Lo que llamamos “normalidad” se modificó de tajo. Hubo que implementar otros métodos para garantizar la continuidad de la formación, con fallas y limitaciones que se han ido corrigiendo, pero también con importantes logros y aciertos.
A su ritmo, todos los países normalmente trabajan para adaptar sus procesos educativos acordes a sus recursos, a sus necesidades y a las tendencias mundiales, diagnosticando sus falencias, ampliando coberturas, ajustando su normatividad y promoviendo sus sistemas de calidad en todos los niveles de formación. Sin embargo, el confinamiento a raíz del COVID-19 en el mundo los obligó a la actualización de sus políticas públicas y sus planes de desarrollo. Igualmente, forzó a un intempestivo cambio en sus instituciones educativas en los procesos académicos, en la relación dialógica estudiante-profesor y en las formas de aprendizaje de los alumnos, conforme con la nueva realidad.
Entre los grandes cambios sufridos por la educación en su historia -de la mano de la transformación de la sociedad-, la reconversión obligada por efectos de la pandemia se constituyó en uno de los más retadores y trascendentales.
Lo que llamamos “normalidad” se modificó de tajo.

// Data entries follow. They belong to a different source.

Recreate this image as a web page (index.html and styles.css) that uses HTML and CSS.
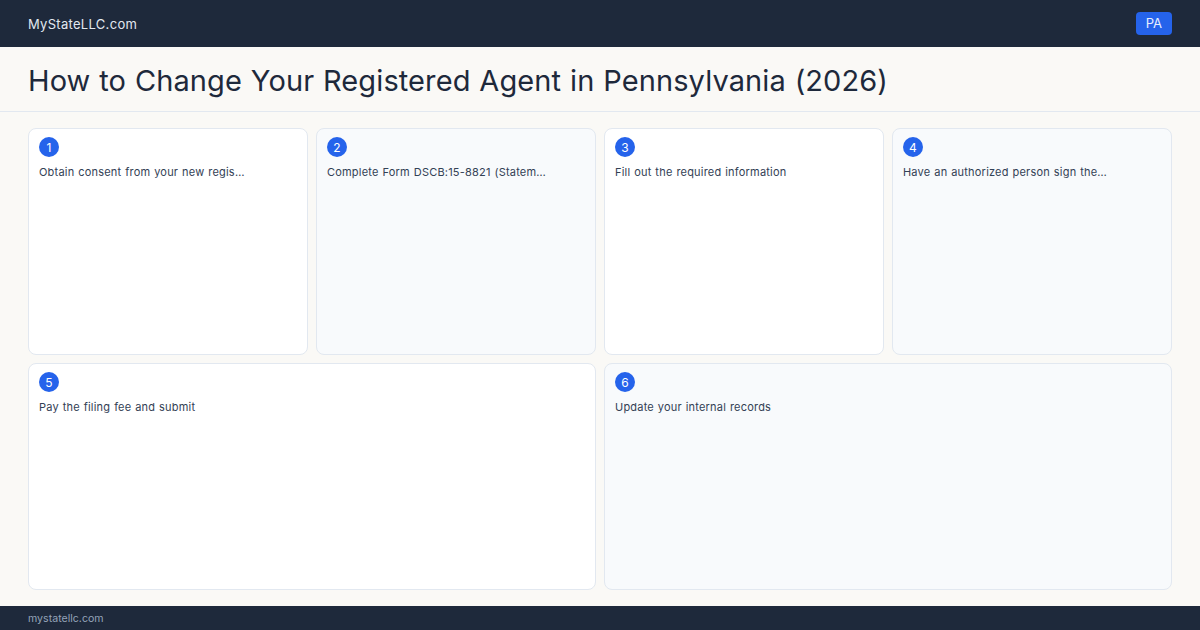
FILE: index.html
```html
<!DOCTYPE html>
<html lang="en">

<head>
    <meta charset="UTF-8">
    <meta name="viewport" content="width=device-width, initial-scale=1.0">
    <title>Change Registered Agent - Pennsylvania</title>
    <link rel="stylesheet" href="styles.css">
</head>

<body>
    <div class="page">
        <header class="topbar">
            <span class="brand">MyStateLLC.com</span>
            <span class="state-badge">PA</span>
        </header>
        <div class="title-bar">
            <h1>How to Change Your Registered Agent in Pennsylvania (2026)</h1>
        </div>
        <main class="steps">
            <div class="step">
                <span class="num">1</span>
                <p>Obtain consent from your new regis…</p>
            </div>
            <div class="step alt">
                <span class="num">2</span>
                <p>Complete Form DSCB:15-8821 (Statem…</p>
            </div>
            <div class="step">
                <span class="num">3</span>
                <p>Fill out the required information</p>
            </div>
            <div class="step alt">
                <span class="num">4</span>
                <p>Have an authorized person sign the…</p>
            </div>
            <div class="step wide">
                <span class="num">5</span>
                <p>Pay the filing fee and submit</p>
            </div>
            <div class="step wide alt">
                <span class="num">6</span>
                <p>Update your internal records</p>
            </div>
        </main>
        <footer class="footer">mystatellc.com</footer>
    </div>
</body>

</html>
```

FILE: styles.css
```css
body {
    margin: 0;
    background-color: #faf9f6;
    font-family: Inter, 'Liberation Sans', sans-serif;
}

.page {
    height: 630px;
    display: flex;
    flex-direction: column;
}

.topbar {
    height: 47px;
    background-color: #1e293b;
    display: flex;
    align-items: center;
    justify-content: space-between;
    padding: 0 28px;
    flex-shrink: 0;
}

.brand {
    color: #e2e8f0;
    font-size: 13px;
    letter-spacing: 0.3px;
}

.state-badge {
    background-color: #2563eb;
    color: #e8efff;
    font-size: 13px;
    border-radius: 4px;
    padding: 4px 10px;
    line-height: 15px;
}

.title-bar {
    height: 65px;
    box-sizing: border-box;
    border-bottom: 1px solid #e2e8f0;
    display: flex;
    align-items: center;
    padding: 2px 28px 0;
    flex-shrink: 0;
}

h1 {
    margin: 0;
    font-size: 29px;
    font-weight: 400;
    color: #1e293b;
    letter-spacing: 0.1px;
    word-spacing: 0.6px;
}

.steps {
    flex-grow: 1;
    display: grid;
    grid-template-columns: repeat(4, 1fr);
    grid-template-rows: 1fr 1fr;
    gap: 8px;
    padding: 16px 28px;
}

.step {
    background-color: #fff;
    border: 1px solid #e2e8f0;
    border-radius: 8px;
    padding: 8px 10px;
}

.step.alt {
    background-color: #f8fafc;
}

.step.wide {
    grid-column: span 2;
}

.num {
    display: flex;
    align-items: center;
    justify-content: center;
    width: 20px;
    height: 20px;
    border-radius: 50%;
    background-color: #2563eb;
    color: #fff;
    font-size: 12px;
}

.step p {
    margin: 8px 0 0;
    font-size: 11px;
    color: #334155;
    letter-spacing: 0.2px;
    word-spacing: 0.6px;
}

.footer {
    height: 24px;
    background-color: #1e293b;
    color: #94a3b8;
    font-size: 10.6px;
    display: flex;
    align-items: center;
    padding: 0 28px;
    flex-shrink: 0;
}
```
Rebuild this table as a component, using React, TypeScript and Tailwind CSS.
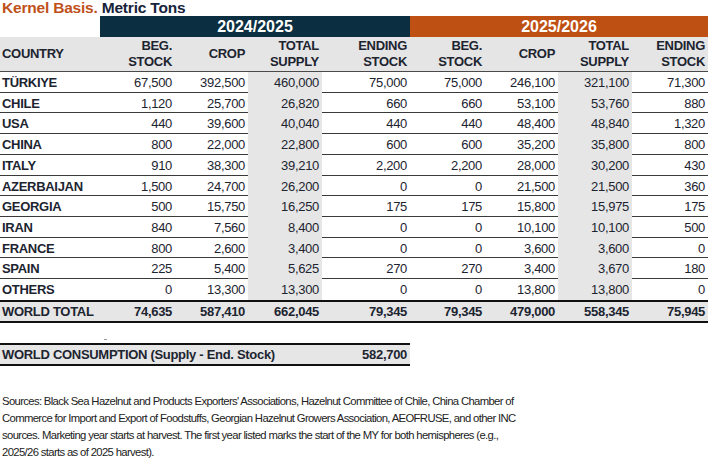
import React from "react";

const rows: [string, string, string, string, string, string, string, string, string][] = [
  ["TÜRKIYE", "67,500", "392,500", "460,000", "75,000", "75,000", "246,100", "321,100", "71,300"],
  ["CHILE", "1,120", "25,700", "26,820", "660", "660", "53,100", "53,760", "880"],
  ["USA", "440", "39,600", "40,040", "440", "440", "48,400", "48,840", "1,320"],
  ["CHINA", "800", "22,000", "22,800", "600", "600", "35,200", "35,800", "800"],
  ["ITALY", "910", "38,300", "39,210", "2,200", "2,200", "28,000", "30,200", "430"],
  ["AZERBAIJAN", "1,500", "24,700", "26,200", "0", "0", "21,500", "21,500", "360"],
  ["GEORGIA", "500", "15,750", "16,250", "175", "175", "15,800", "15,975", "175"],
  ["IRAN", "840", "7,560", "8,400", "0", "0", "10,100", "10,100", "500"],
  ["FRANCE", "800", "2,600", "3,400", "0", "0", "3,600", "3,600", "0"],
  ["SPAIN", "225", "5,400", "5,625", "270", "270", "3,400", "3,670", "180"],
  ["OTHERS", "0", "13,300", "13,300", "0", "0", "13,800", "13,800", "0"],
];

const total = ["WORLD TOTAL", "74,635", "587,410", "662,045", "79,345", "79,345", "479,000", "558,345", "75,945"];

const cols = "grid grid-cols-[100px_75px_73px_74px_88px_75px_73px_74px_76px]";

function HeadCell({ top, bottom }: { top?: string; bottom: string }) {
  return (
    <div className="flex flex-col justify-center items-end pr-[3px] leading-[16px]">
      {top && <span>{top}</span>}
      <span>{bottom}</span>
    </div>
  );
}

export default function App() {
  return (
    <div className="w-[708px] h-[459px] bg-white text-[#1c2430] font-['Liberation_Sans',Arial,sans-serif] overflow-hidden">
      <div className="h-[16px] px-[2px] text-[15.5px] leading-[16px] font-bold tracking-[-0.2px]">
        <span className="text-[#c0501a]">Kernel Basis.</span> <span className="text-[#16233a]">Metric Tons</span>
      </div>

      <div className="grid grid-cols-[100px_310px_298px] h-[21px] text-white font-bold text-[16px] leading-[21px]">
        <div />
        <div className="bg-[#0b2f40] text-center">2024/2025</div>
        <div className="bg-[#bf5014] text-center">2025/2026</div>
      </div>

      <div className={`${cols} h-[35px] bg-[#e5e5e5] border-b border-[#4a4a4a] text-[13px] font-bold tracking-[-0.3px]`}>
        <div className="flex items-center pl-[2px]">COUNTRY</div>
        <HeadCell top="BEG." bottom="STOCK" />
        <HeadCell bottom="CROP" />
        <HeadCell top="TOTAL" bottom="SUPPLY" />
        <HeadCell top="ENDING" bottom="STOCK" />
        <HeadCell top="BEG." bottom="STOCK" />
        <HeadCell bottom="CROP" />
        <HeadCell top="TOTAL" bottom="SUPPLY" />
        <HeadCell top="ENDING" bottom="STOCK" />
      </div>

      {rows.map((r, i) => (
        <div
          key={r[0]}
          className={`${cols} h-[20.73px] text-[13px] tracking-[-0.3px] leading-[21px] ${i < rows.length - 1 ? "border-b border-[#3a3a3a]" : ""}`}
        >
          <div className="pl-[2px] font-bold">{r[0]}</div>
          {r.slice(1).map((v, j) => (
            <div key={j} className={`text-right pr-[3px] ${j === 2 || j === 6 ? "bg-[#e6e6e6]" : ""}`}>
              {v}
            </div>
          ))}
        </div>
      ))}

      <div className={`${cols} h-[23px] bg-[#e6e6e6] border-y-2 border-[#111] text-[13px] tracking-[-0.3px] leading-[19px] font-bold`}>
        <div className="pl-[2px]">{total[0]}</div>
        {total.slice(1).map((v, j) => (
          <div key={j} className="text-right pr-[3px]">
            {v}
          </div>
        ))}
      </div>

      <div className="h-[20px] pl-[104px] pt-[16px]">
        <span className="block w-[3px] h-[1px] bg-[#9a9a9a]" />
      </div>

      <div className="w-[410px] h-[23px] bg-[#e6e6e6] border-y-2 border-[#111] flex justify-between items-center px-[2px] pr-[3px] text-[13px] tracking-[-0.3px] font-bold">
        <span>WORLD CONSUMPTION (Supply - End. Stock)</span>
        <span>582,700</span>
      </div>

      <div className="mt-[27px] px-[2px] text-[11.3px] leading-[17px] tracking-[-0.65px] text-[#222] whitespace-nowrap">
        Sources: Black Sea Hazelnut and Products Exporters' Associations, Hazelnut Committee of Chile, China Chamber of
        <br />
        Commerce for Import and Export of Foodstuffs, Georgian Hazelnut Growers Association, AEOFRUSE, and other INC
        <br />
        sources. Marketing year starts at harvest. The first year listed marks the start of the MY for both hemispheres (e.g.,
        <br />
        2025/26 starts as of 2025 harvest).
      </div>
    </div>
  );
}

Hubo que implementar otros métodos para garantizar la continuidad de la formación, con fallas y limitaciones que se han ido corrigiendo, pero también con importantes logros y aciertos.
En términos generales, las instituciones han encontrado e implementado nuevas vías para la interacción de la comunidad educativa a través de la virtualidad, con una amplia gama de oportunidades de formación, con métodos innovadores para el aprendizaje, fortaleciendo las competencias y habilidades de los profesores y brindándoles a los estudiantes posibilidades para la adaptación a los entornos digitales y a la telepresencia.
Pero la transformación va más allá de los mecanismos empleados para educar llevándonos a la perentoriedad de la resignificación completa de la formación y el aprendizaje, y a la reflexión sobre cómo pueden estos coadyuvar en la atención de los requerimientos de la sociedad en problemáticas estructurales como la inequidad, la desigualdad, la corrupción y la injusticia, entre otras, muy visibilizadas y agravadas durante la pandemia.
Al respecto, en un análisis del Tecnológico de Monterrey sobre el diálogo abierto por la Unesco, “Los futuros de la educación”, cuyo horizonte es 2050, se explica que sus estudiantes reflexionaron sobre la tecnología como “esperanzadora ante la salud y la educación”, pero que, sin embargo, “reflejaron una clara conciencia de que su mal manejo seguirá abriendo las brechas para favorecer a los sectores privilegiados fomentando la marginación, la desigualdad, la desinformación y la pereza mental”.
En una reunión reciente de los países del E-9, la subsecretaria general de la ONU, Amina J. Mohammed, planteó que “al mirar hacia el futuro, está claro que no hay vuelta atrás a la educación que teníamos antes de la emergencia (…) Si queremos hacer realidad la ambición del ODS 4, entonces debemos continuar con los esfuerzos de recuperación de la pandemia que transformen la educación”. Además, la alta funcionaria resaltó la profunda desigualdad que ya existía en la educación antes de la pandemia.
La futurista educación mediada por las TIC dejó de ser lejana para convertirse en una realidad inmediata que nos sorprendió por su implementación abrupta, que nos obligó a reinventarnos y amoldarnos a los nuevos escenarios. Pensar que la “normalidad” es la que vivimos ahora nos permitirá, cuando sea superada esta emergencia, articular las herramientas tradicionales con las adquiridas durante la crisis para robustecer la formación educativa y conectarla con los turbulentos y cambiantes contextos sociales en que vivimos. El futuro es ya.